Thursday, November 1, 2012

November 1, 2012

Wow, I can hardly believe it...Here we are almost Christmas.  It's scary.  Talked to my Missy today.  She loves her baby so much.  Does she fathom how much I love her?  She is so far away...they are in dire straits and I am unable to help...not just financially, but I don't want to just fix it.  I want her to fix it.  So I am learning patience...and how not today:  "Maybe, you could do this?"  I just let her vent and tell her I love her.  I wish it was more.

Choir has been a major frustration for me.  We should (aha!) have our Christmas songs all started, but the last practice only 3 people came. 

I played at the Interfaith Concert at the Tabernacle.  It went well.  Not perfect, but well.  The women of Hills sang so much better than at rehearsals.  I am grateful.

I walked the canyon yesterday with Marley and sat on a big rock and watched the clouds come together.  This is what I thought"

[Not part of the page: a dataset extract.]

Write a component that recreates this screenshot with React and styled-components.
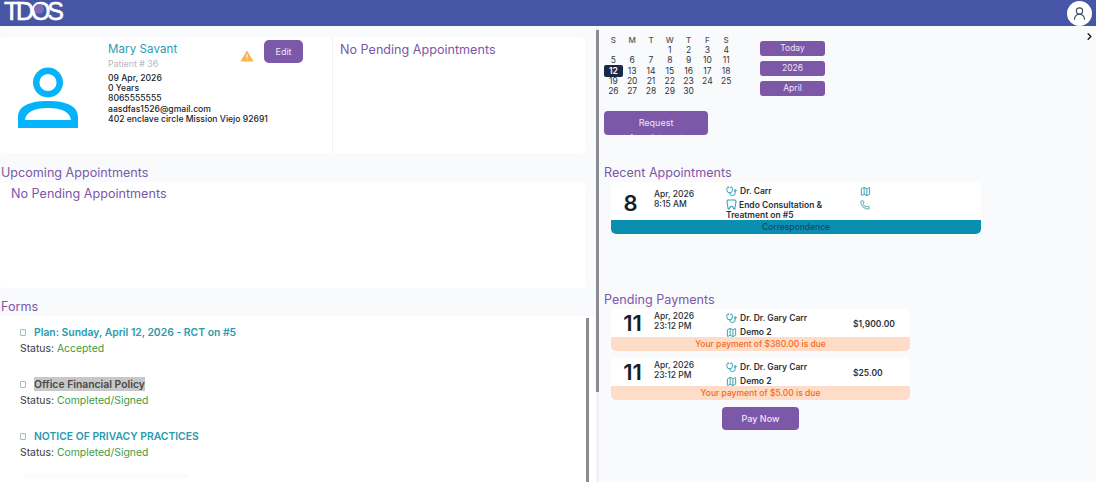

Softer hues of fading leaves--
through them I see
  an Indian Summer sky.
The clouds merge as though
stitched together by
  and invisible thread.

Really lovely.

Lots of things going on.  Trying to work at my job...we seemed strapped for money and I need to work.  Need to practice.  Need to not let myself get so busy that I cannot enjoy my life.  I had a pity party last Sunday.  Probably because I was exhausted.  But every Sunday I go and speak to as many as I can, offer to help with kids etc.  Not that I want anything for that.  It is its own reward...but last Sunday I really needed someone to be my friend...and guess what.  Randy to the rescue.  I'm grateful for him.

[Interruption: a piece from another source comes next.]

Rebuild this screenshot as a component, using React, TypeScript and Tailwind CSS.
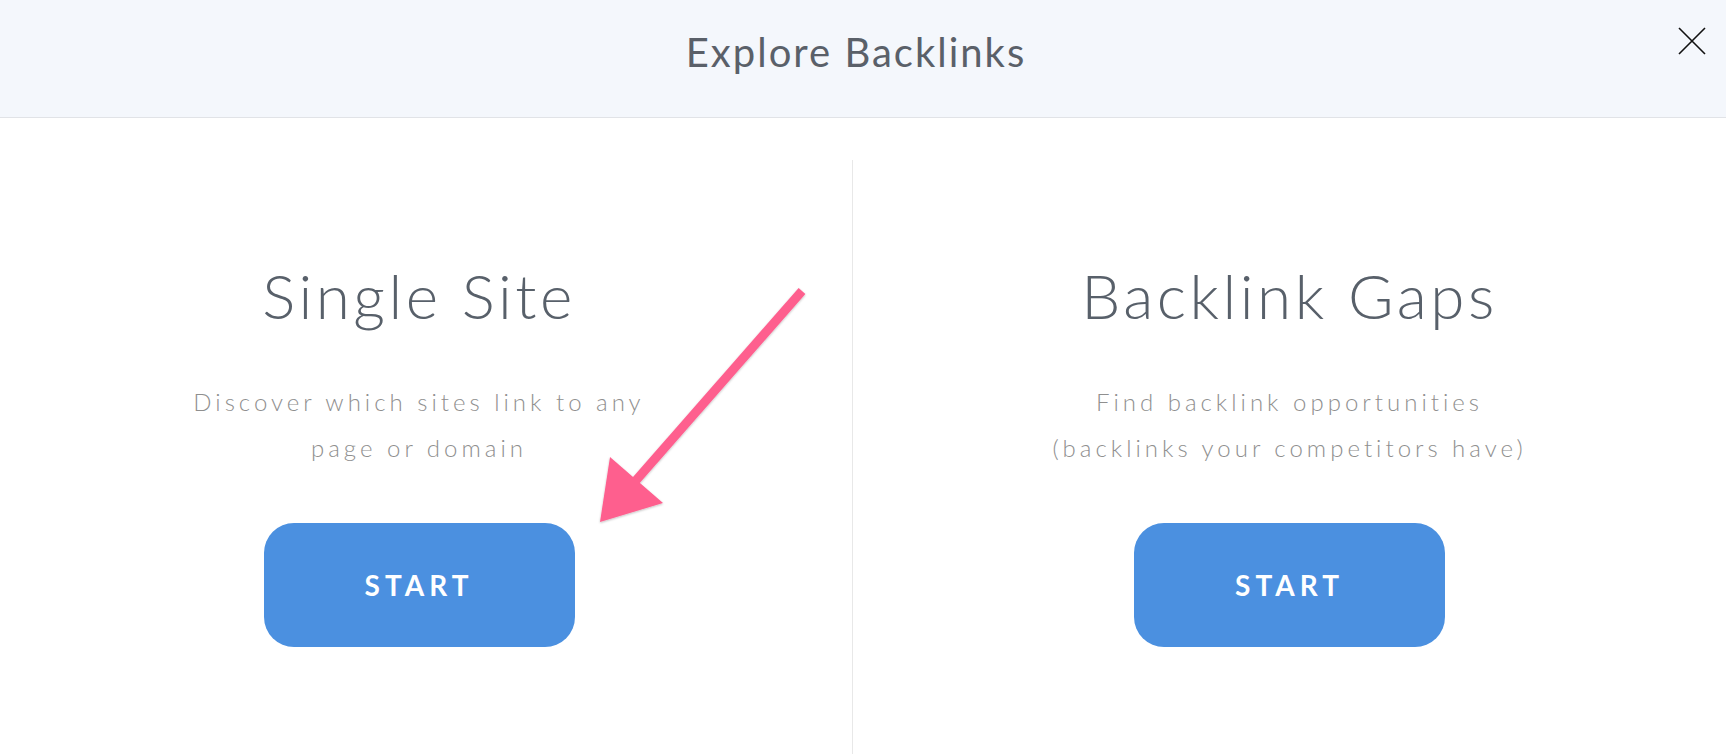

Looking forward to seeing my grandkids.  I think we will go visit Angie and PJ at Thanksgiving.  I think we will cook our own turkey and have our own traditions, but drive down and visit for an hour or so.  We always go to Walker's on Thursday afternoon, so I hope something good is playing. 

Graydon's lovey, Alyson is a dear.  We love her too.  She is a huge heart and would do anything to help anyone.  Marley loves her too, (most important =O).

Rereading the collected poems by Sylvia Plath.  She had such a huge gift....and the inner demons to feed it.  My own seems small in comparison. 

Not any other news.  I'm thinking deep thoughts, just not ready to share yet.

Oh...one thing I have been pondering.  If we accept the Atonement, if we believe and hope in Christ, why is it we are so hard on each other?  I think if we are living the Gospel there is no room for pettiness, bitterness, grudge holding etc.  It's only taken me 35 years to get here...but I hope I'm a better person than that.